Poetry of reciprocal and unrequited love

By Ibne Ahmad
June 10, 2018

Life loved, lived and lost is the fountainhead of Tasneem Tassadaq’s poetry. Her emotional poems are fairly compact. Her poetry is a sensitive, personal and private account of shared and unreciprocated love:

Supard kar kay karri dhoop ka safar muj ko

Chal gaya hai kaheen jo tha sayayban ki tarah

Her poetry more or less flows freely, without restraint showing the tidal wave of emotion and raw pain that the poet lets loose on herself, highlighted to some extent by her peculiar choice of words:

Pursashay haalay gum se kia ho ga

Es faraibay karam se kia ho ga

Kaisay kahoun main dunya se

Waqat bara harjayee hai

Kabhi kabhi tu lagta hai

shohrat bhi ruswayee hai

Hers aren’t typical poems in the sense that they exhibit elements of meter, rhyme and stanzaic structure. There are the weird rhyming couplets here and there:

Aatay jaatay raha karo

Shakl dekhatay raha karo

Jachti hai yeh hansee tumain

Bas muskatay raha karo

When Tasneem speaks, she speaks like every woman speaks. She is strong, weak, powerful, and timid; she is who Allah meant for her to be. She's a mother, wife, friend etc. She is who she's intended to be:

Zindgi se mujay bekhabar kar gaya

Ek nazar dekhna woh asar kar gaya

Her collections of ‘ghazals’ and ‘nazms’ speak of life, hurt, love from her own perspective. In this work you may even see yourself. When a woman speaks, people listen because she has a lot to say. As Tasneem demonstrates in her poetry, a woman is adaptable in using her voice, and her words:

Chaar dinoun ka payar hai yeh

Phir Tasneem judayee hai

We all want to feel an essence of belonging and, as Tasneem puts pen to paper, you are able to feel the words as they are etched across the pages.
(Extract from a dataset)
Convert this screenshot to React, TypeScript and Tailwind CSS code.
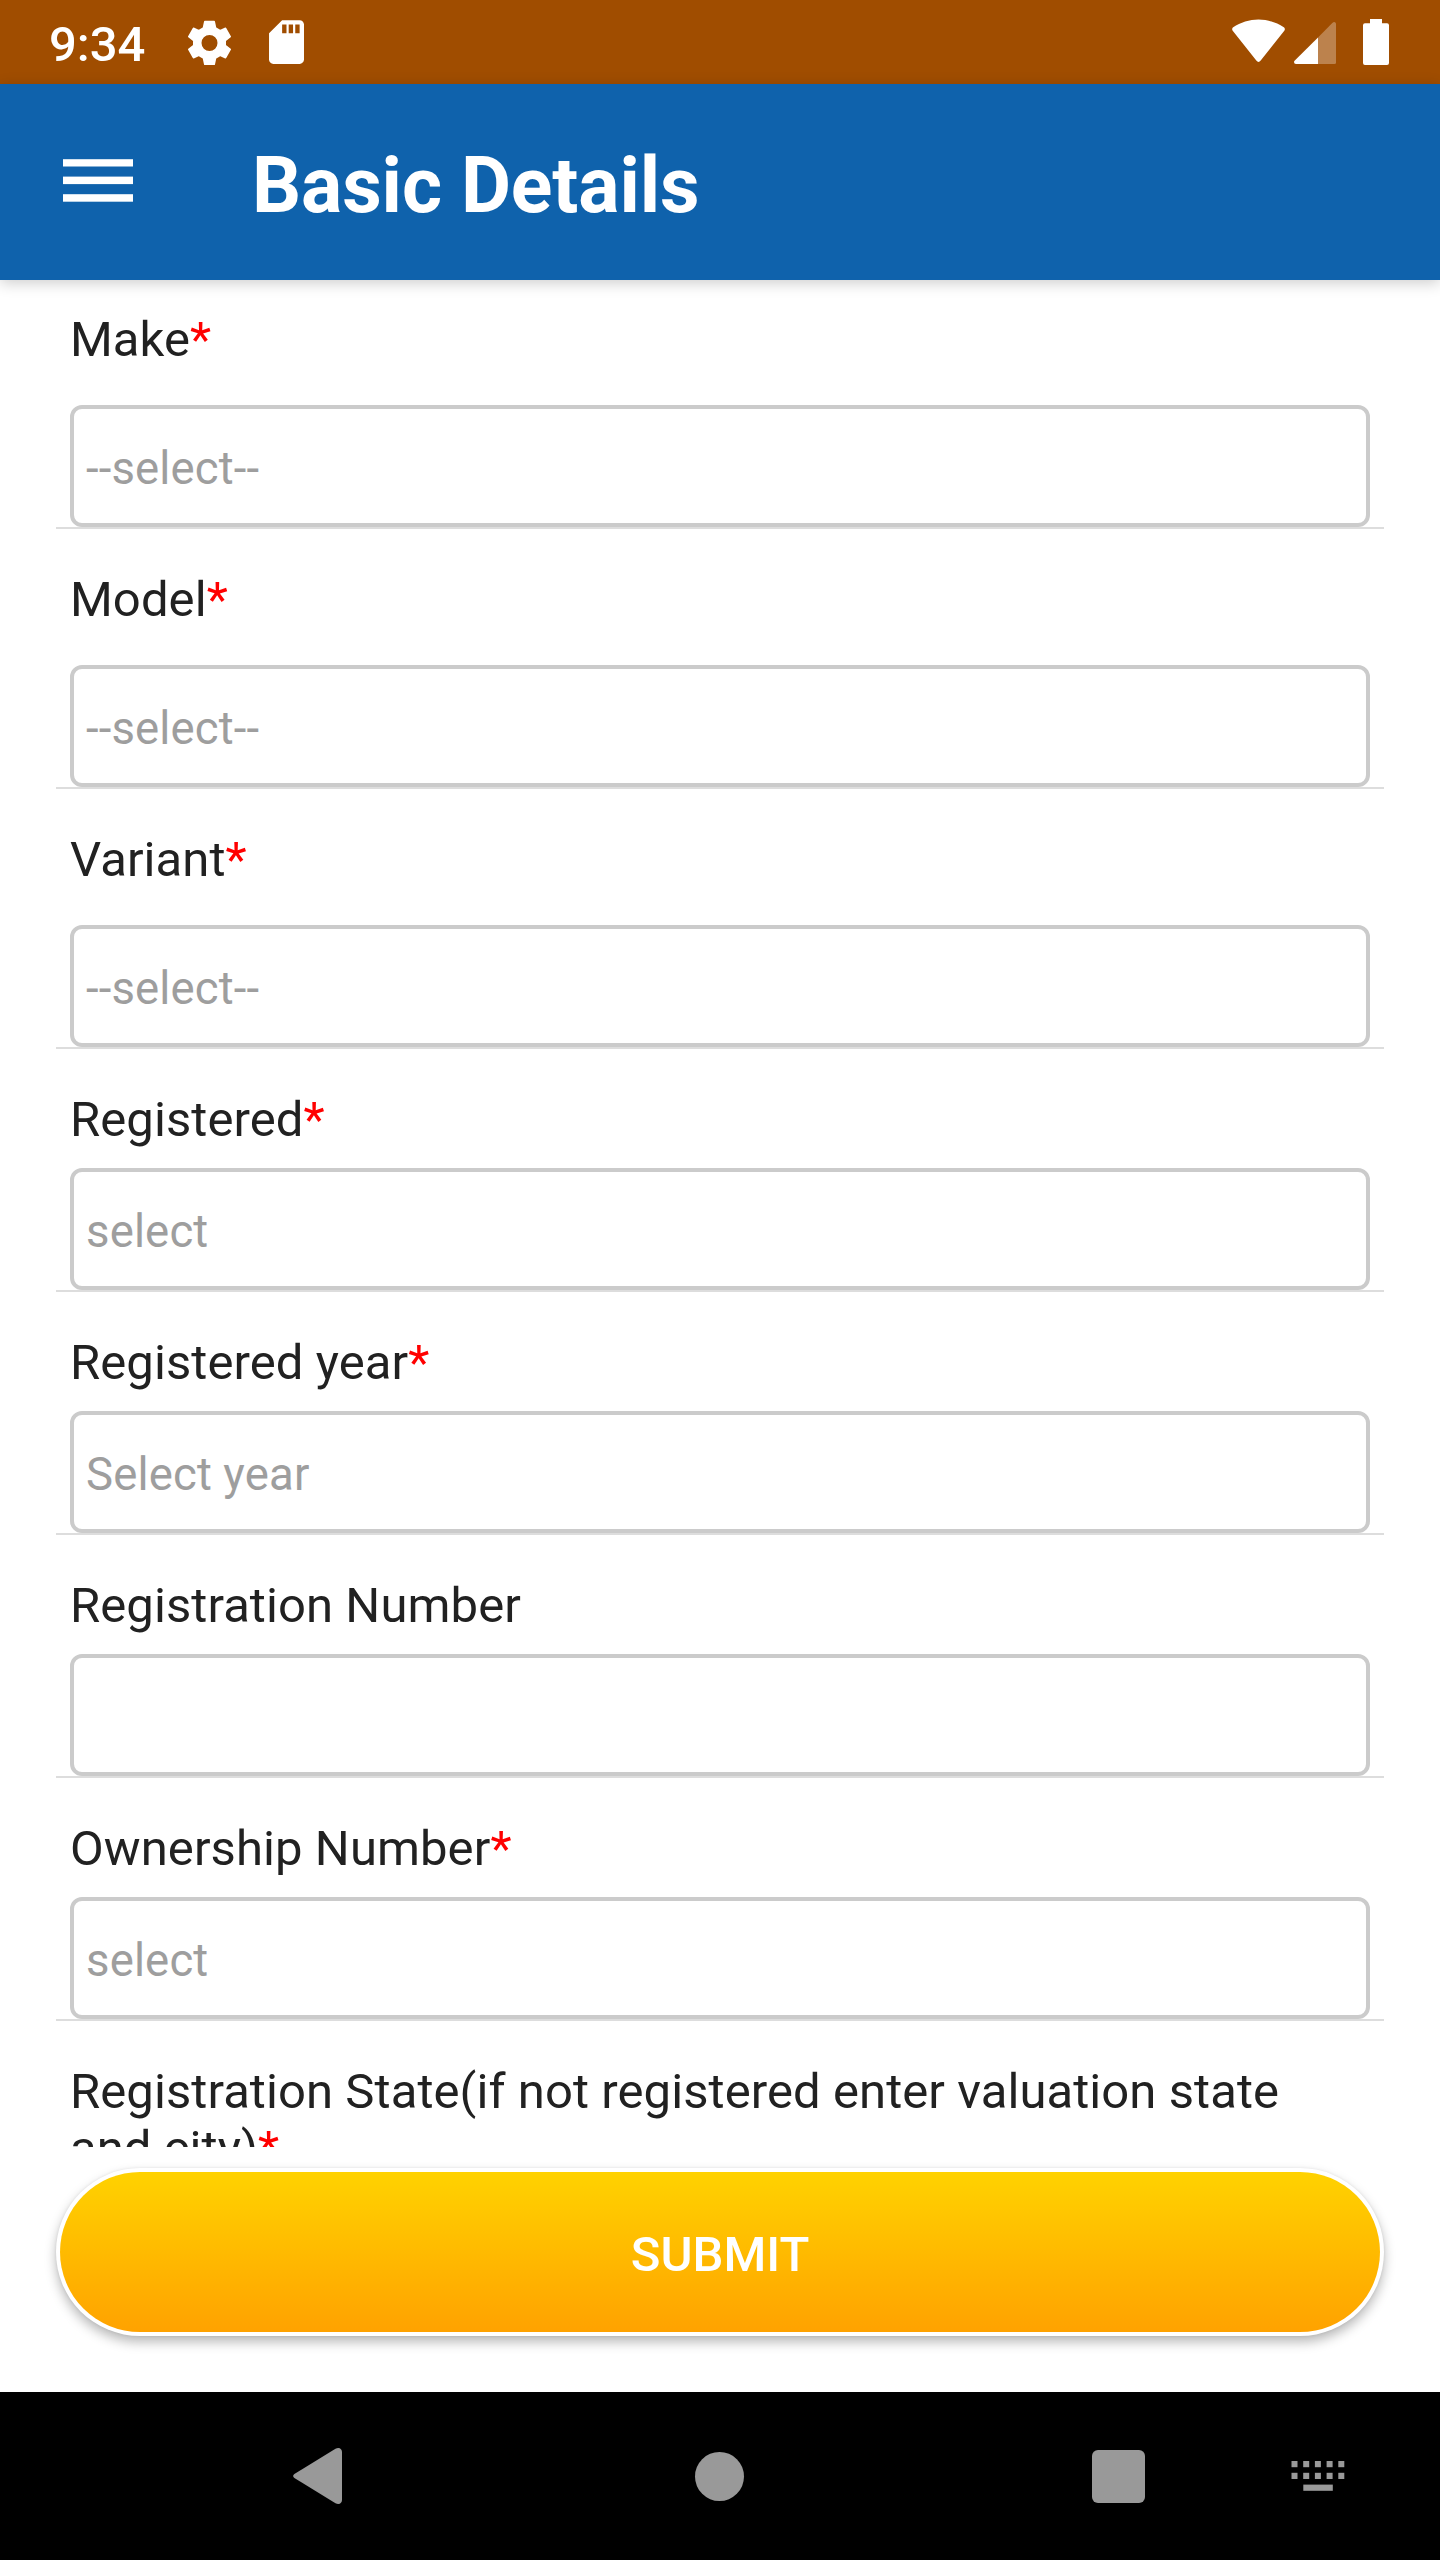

She has grown accustomed to her loneliness, her highs and lows, blues and greys. Her silence screams louder than a roar:

Meray dil kay kamray mein

Barsoun ki tanhayee hai

Jab se aankh milayee hai

Neend kahan phir aayee hai

Tasneem’s poetry is straightforward yet sweet and mild in its message. A book of this kind could have been full of bitterness, but the poet demonstrates a beauty within that is capable of handling the circumstances and ride out the storm of life:

Meri bheegi palkain tu bheegi raheen

Jo kehni thein baatein kahan keh sakeen

Tasneem hails from a family of famous songwriter Hazeen Qadri. She went through a roller-coaster ride of varied experiences. If you want to know, how much being supported in dreams by family environment and friends makes creation and creativity possible, just read Tasneem’s poetry.